▶ _The request_
Restate the material word for word and leave out anything that is a picture.

** Begin **

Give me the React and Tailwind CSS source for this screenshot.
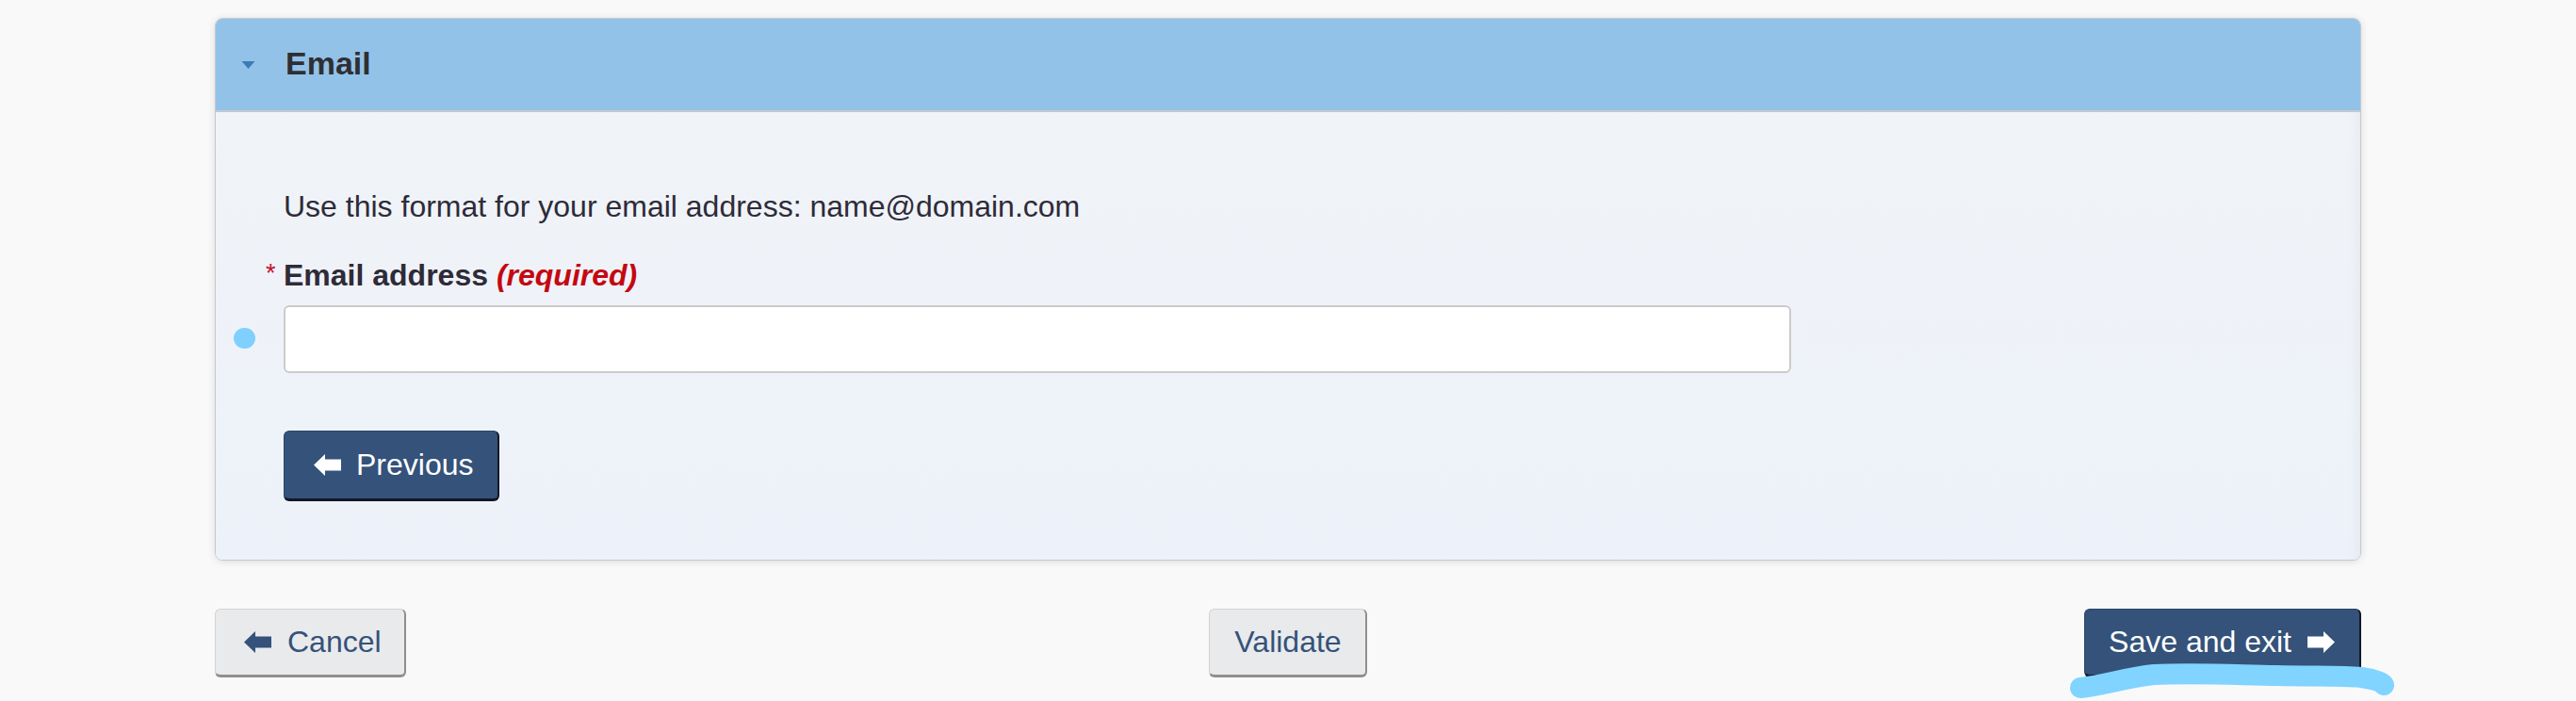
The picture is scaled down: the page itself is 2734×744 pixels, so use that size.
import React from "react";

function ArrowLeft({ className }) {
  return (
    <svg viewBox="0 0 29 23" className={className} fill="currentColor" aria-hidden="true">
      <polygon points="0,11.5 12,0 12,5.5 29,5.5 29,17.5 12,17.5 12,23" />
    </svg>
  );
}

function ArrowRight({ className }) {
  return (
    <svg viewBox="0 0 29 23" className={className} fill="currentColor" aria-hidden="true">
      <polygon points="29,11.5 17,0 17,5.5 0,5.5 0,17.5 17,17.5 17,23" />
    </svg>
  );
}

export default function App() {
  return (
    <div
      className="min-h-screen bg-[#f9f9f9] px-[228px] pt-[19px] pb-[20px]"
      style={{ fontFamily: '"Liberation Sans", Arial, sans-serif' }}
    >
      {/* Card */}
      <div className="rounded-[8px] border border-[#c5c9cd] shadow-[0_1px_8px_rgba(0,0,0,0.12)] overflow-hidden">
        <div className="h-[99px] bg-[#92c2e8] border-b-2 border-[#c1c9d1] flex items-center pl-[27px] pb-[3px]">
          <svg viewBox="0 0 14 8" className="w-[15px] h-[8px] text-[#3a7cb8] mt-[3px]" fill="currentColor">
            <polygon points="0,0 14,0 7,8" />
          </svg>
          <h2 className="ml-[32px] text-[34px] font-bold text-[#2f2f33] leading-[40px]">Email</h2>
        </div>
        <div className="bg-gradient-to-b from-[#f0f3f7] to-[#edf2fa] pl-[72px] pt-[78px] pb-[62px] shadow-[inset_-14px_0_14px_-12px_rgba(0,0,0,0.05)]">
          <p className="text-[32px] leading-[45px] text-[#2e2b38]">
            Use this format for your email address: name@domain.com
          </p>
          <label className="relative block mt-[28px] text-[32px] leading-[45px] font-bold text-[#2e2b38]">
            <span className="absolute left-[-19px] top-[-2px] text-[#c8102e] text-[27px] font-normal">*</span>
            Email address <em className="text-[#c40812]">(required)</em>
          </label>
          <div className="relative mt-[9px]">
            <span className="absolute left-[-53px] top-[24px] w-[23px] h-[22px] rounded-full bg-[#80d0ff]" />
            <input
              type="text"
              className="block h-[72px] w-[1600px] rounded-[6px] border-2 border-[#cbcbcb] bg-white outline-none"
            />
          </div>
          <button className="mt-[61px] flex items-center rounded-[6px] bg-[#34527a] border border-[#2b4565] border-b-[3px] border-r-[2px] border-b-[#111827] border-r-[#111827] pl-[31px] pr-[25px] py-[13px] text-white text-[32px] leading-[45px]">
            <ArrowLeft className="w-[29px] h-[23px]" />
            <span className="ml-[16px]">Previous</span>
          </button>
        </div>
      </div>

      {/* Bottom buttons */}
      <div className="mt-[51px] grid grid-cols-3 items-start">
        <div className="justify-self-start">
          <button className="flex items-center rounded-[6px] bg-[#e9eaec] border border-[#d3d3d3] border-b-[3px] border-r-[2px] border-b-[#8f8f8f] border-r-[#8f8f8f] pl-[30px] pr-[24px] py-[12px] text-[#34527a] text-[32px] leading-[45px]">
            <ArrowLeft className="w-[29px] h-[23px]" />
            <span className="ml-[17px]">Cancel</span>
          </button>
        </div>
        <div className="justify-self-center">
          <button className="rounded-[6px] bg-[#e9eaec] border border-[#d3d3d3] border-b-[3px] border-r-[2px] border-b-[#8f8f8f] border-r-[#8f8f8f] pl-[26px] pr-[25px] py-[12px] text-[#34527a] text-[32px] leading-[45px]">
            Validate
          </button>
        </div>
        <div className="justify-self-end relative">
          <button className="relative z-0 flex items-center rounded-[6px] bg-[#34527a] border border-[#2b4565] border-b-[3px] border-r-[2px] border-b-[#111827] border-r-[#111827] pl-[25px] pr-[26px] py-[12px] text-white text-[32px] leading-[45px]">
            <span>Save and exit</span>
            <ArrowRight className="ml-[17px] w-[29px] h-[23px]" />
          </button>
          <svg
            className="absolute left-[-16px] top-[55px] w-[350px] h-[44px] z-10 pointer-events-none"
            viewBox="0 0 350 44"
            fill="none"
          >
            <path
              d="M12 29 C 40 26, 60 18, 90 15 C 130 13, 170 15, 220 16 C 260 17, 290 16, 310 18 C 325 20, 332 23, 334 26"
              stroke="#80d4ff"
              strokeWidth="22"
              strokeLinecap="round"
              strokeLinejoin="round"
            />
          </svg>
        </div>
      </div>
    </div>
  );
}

** End **

▶ _Answer to the task_
Give me the React and Tailwind CSS source for this screenshot.
The picture is scaled down: the page itself is 2734×744 pixels, so use that size.
import React from "react";

function ArrowLeft({ className }) {
  return (
    <svg viewBox="0 0 29 23" className={className} fill="currentColor" aria-hidden="true">
      <polygon points="0,11.5 12,0 12,5.5 29,5.5 29,17.5 12,17.5 12,23" />
    </svg>
  );
}

function ArrowRight({ className }) {
  return (
    <svg viewBox="0 0 29 23" className={className} fill="currentColor" aria-hidden="true">
      <polygon points="29,11.5 17,0 17,5.5 0,5.5 0,17.5 17,17.5 17,23" />
    </svg>
  );
}

export default function App() {
  return (
    <div
      className="min-h-screen bg-[#f9f9f9] px-[228px] pt-[19px] pb-[20px]"
      style={{ fontFamily: '"Liberation Sans", Arial, sans-serif' }}
    >
      {/* Card */}
      <div className="rounded-[8px] border border-[#c5c9cd] shadow-[0_1px_8px_rgba(0,0,0,0.12)] overflow-hidden">
        <div className="h-[99px] bg-[#92c2e8] border-b-2 border-[#c1c9d1] flex items-center pl-[27px] pb-[3px]">
          <svg viewBox="0 0 14 8" className="w-[15px] h-[8px] text-[#3a7cb8] mt-[3px]" fill="currentColor">
            <polygon points="0,0 14,0 7,8" />
          </svg>
          <h2 className="ml-[32px] text-[34px] font-bold text-[#2f2f33] leading-[40px]">Email</h2>
        </div>
        <div className="bg-gradient-to-b from-[#f0f3f7] to-[#edf2fa] pl-[72px] pt-[78px] pb-[62px] shadow-[inset_-14px_0_14px_-12px_rgba(0,0,0,0.05)]">
          <p className="text-[32px] leading-[45px] text-[#2e2b38]">
            Use this format for your email address: name@domain.com
          </p>
          <label className="relative block mt-[28px] text-[32px] leading-[45px] font-bold text-[#2e2b38]">
            <span className="absolute left-[-19px] top-[-2px] text-[#c8102e] text-[27px] font-normal">*</span>
            Email address <em className="text-[#c40812]">(required)</em>
          </label>
          <div className="relative mt-[9px]">
            <span className="absolute left-[-53px] top-[24px] w-[23px] h-[22px] rounded-full bg-[#80d0ff]" />
            <input
              type="text"
              className="block h-[72px] w-[1600px] rounded-[6px] border-2 border-[#cbcbcb] bg-white outline-none"
            />
          </div>
          <button className="mt-[61px] flex items-center rounded-[6px] bg-[#34527a] border border-[#2b4565] border-b-[3px] border-r-[2px] border-b-[#111827] border-r-[#111827] pl-[31px] pr-[25px] py-[13px] text-white text-[32px] leading-[45px]">
            <ArrowLeft className="w-[29px] h-[23px]" />
            <span className="ml-[16px]">Previous</span>
          </button>
        </div>
      </div>

      {/* Bottom buttons */}
      <div className="mt-[51px] grid grid-cols-3 items-start">
        <div className="justify-self-start">
          <button className="flex items-center rounded-[6px] bg-[#e9eaec] border border-[#d3d3d3] border-b-[3px] border-r-[2px] border-b-[#8f8f8f] border-r-[#8f8f8f] pl-[30px] pr-[24px] py-[12px] text-[#34527a] text-[32px] leading-[45px]">
            <ArrowLeft className="w-[29px] h-[23px]" />
            <span className="ml-[17px]">Cancel</span>
          </button>
        </div>
        <div className="justify-self-center">
          <button className="rounded-[6px] bg-[#e9eaec] border border-[#d3d3d3] border-b-[3px] border-r-[2px] border-b-[#8f8f8f] border-r-[#8f8f8f] pl-[26px] pr-[25px] py-[12px] text-[#34527a] text-[32px] leading-[45px]">
            Validate
          </button>
        </div>
        <div className="justify-self-end relative">
          <button className="relative z-0 flex items-center rounded-[6px] bg-[#34527a] border border-[#2b4565] border-b-[3px] border-r-[2px] border-b-[#111827] border-r-[#111827] pl-[25px] pr-[26px] py-[12px] text-white text-[32px] leading-[45px]">
            <span>Save and exit</span>
            <ArrowRight className="ml-[17px] w-[29px] h-[23px]" />
          </button>
          <svg
            className="absolute left-[-16px] top-[55px] w-[350px] h-[44px] z-10 pointer-events-none"
            viewBox="0 0 350 44"
            fill="none"
          >
            <path
              d="M12 29 C 40 26, 60 18, 90 15 C 130 13, 170 15, 220 16 C 260 17, 290 16, 310 18 C 325 20, 332 23, 334 26"
              stroke="#80d4ff"
              strokeWidth="22"
              strokeLinecap="round"
              strokeLinejoin="round"
            />
          </svg>
        </div>
      </div>
    </div>
  );
}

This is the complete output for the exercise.